Meng-klakson tak akan membuat manuver kendaraan itu jadi lebih cepat atau membuat Pak Sopir angkot jadi batal menaikan penumpang. Meng-klakson hanya membuat pengemudi lain naik temperamennya.
2. Nyalakan selalu lampu sen sebelum ber-'manuver'
Ada pepatah hukum rimba di jalan di ibu kota, "kalau pake lampu sen malah nggak bakal dikasih jalan!"
Masya ampun... lalu apa yang harus kita lakukan saat akan pindah lajur, misalnya? Langsung nyodok adalah hal yang sering terjadi. 70% kasus langsung nyodok bisa berlangsung dengan sukses, tapi 30% sisanya berakhir dengan senggolan yang berujung penyok atau minimum 'perang klakson'. Kalau sudah begini, maka kembali terjadi 'tegangan tinggi' yang berpotensi menimbulkan amarah di jalan.
Di sisi lain, bermanuver tanpa memberikan lampu sen berarti kita berasumsi bahwa pengemudi lain adalah 'cenayang' yang bisa meramal gerakan manuver mobil atau motor yang kita kendarai.
Mas Bro, Mbak Sist, cenayang itu hanya orang-orang tertentu saja yang lahir dengan bakat demikian. Pengemudi pada umumnya tidak akan pernah mampu mengantisipasi gerakan kendaraan kita, maka dari itu selalu nyalakan lampu sen sebagai tanda bahwa kita bermaksud bermanuver!
3. Hindari mengemudi di bahu jalan
Di jalan non-bebas hambatan, bahu jalan seringkali adalah satu-satunya sarana buat pejalan kaki, pendorong gerobak, pemakai sepeda untuk bergerak. Mereka tidak bisa disalahkan, karena fasilitas trotoir atau lajur khusus untuk kendaraan tidak bermotor pada umumnya nyaris tidak tersedia di negeri kita. Bahu jalan juga seringkali menjadi tempat parkir ataupun tempat saat kendaraan kita harus berhenti karena mogok atau karena masalah atau kerusakan lainnya.
Sayangnya kita seringkali memanfaatkan bahu jalan dan mengemudi di sana di saat jalan utama mengalami kemacetan.
Ada dua hal yang harus dipahami.

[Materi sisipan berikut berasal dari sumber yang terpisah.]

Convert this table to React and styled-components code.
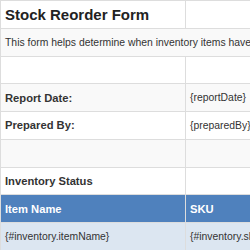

Pertama, mengemudi di bahu jalan sangatlah membahayakan pejalan kaki atau pengguna kendaraan tidak bermotor lainnya. Kedua, karena satu dan lain hal, suatu ketika pengemudi di bahu jalan pastilah harus kembali ke jalan utama. Saat itulah yang bersangkutan akan terpaksa 'minta jalan' pada pengemudi di jalan utama dan hal ini akan memperlambat arus di jalan utama.
Di jalan bebas hambatan seperti jalan tol, bahu jalan benar-benar adalah tempat yang hanya bisa dipakai untuk berhenti atau dilalui bagi kendaraan yang bermasalah seperti mogok atau yang mengami kerusakan lainnya dan tempat yang hanya bisa dilalui oleh kendaraan pengelola jalan, polisi atau ambulans.

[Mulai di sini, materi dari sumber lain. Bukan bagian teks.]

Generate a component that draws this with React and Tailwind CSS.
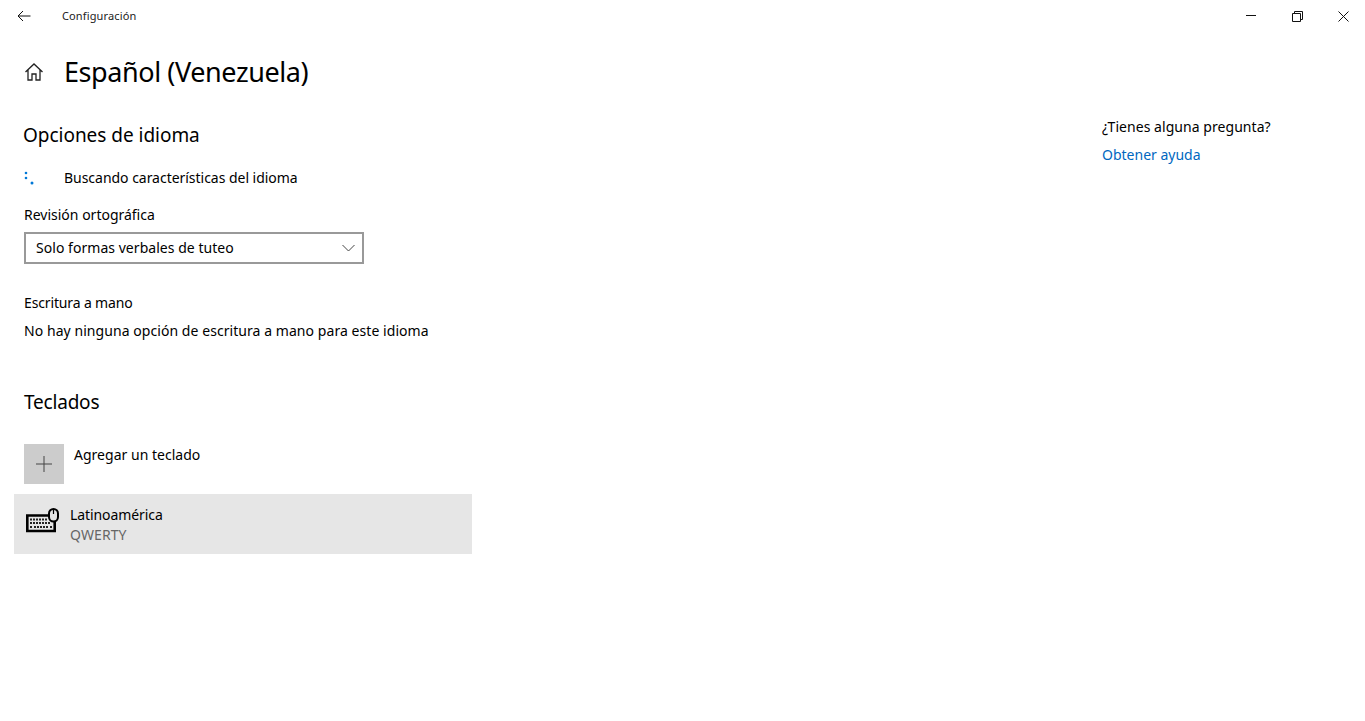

Mengemudi di bahu jalan di jalan bebas hambatan adalah hal yang sangat membahayakan mereka yang sedang menepi karena mobilnya rusak. Selain itu hal ini juga membahayakan kendaraan yang melaju di lajur terkiri karena para para pengemudi ini tidak diasumsikan untuk mengantisipasi kendaraan yang masuk ke tengah dari bahu jalan. Atas asumsi ini jika terjadi senggolan atau tabrakan, 100% kesalahan wajib ditimpakan untuk mereka yang mengemudi di bahu jalan.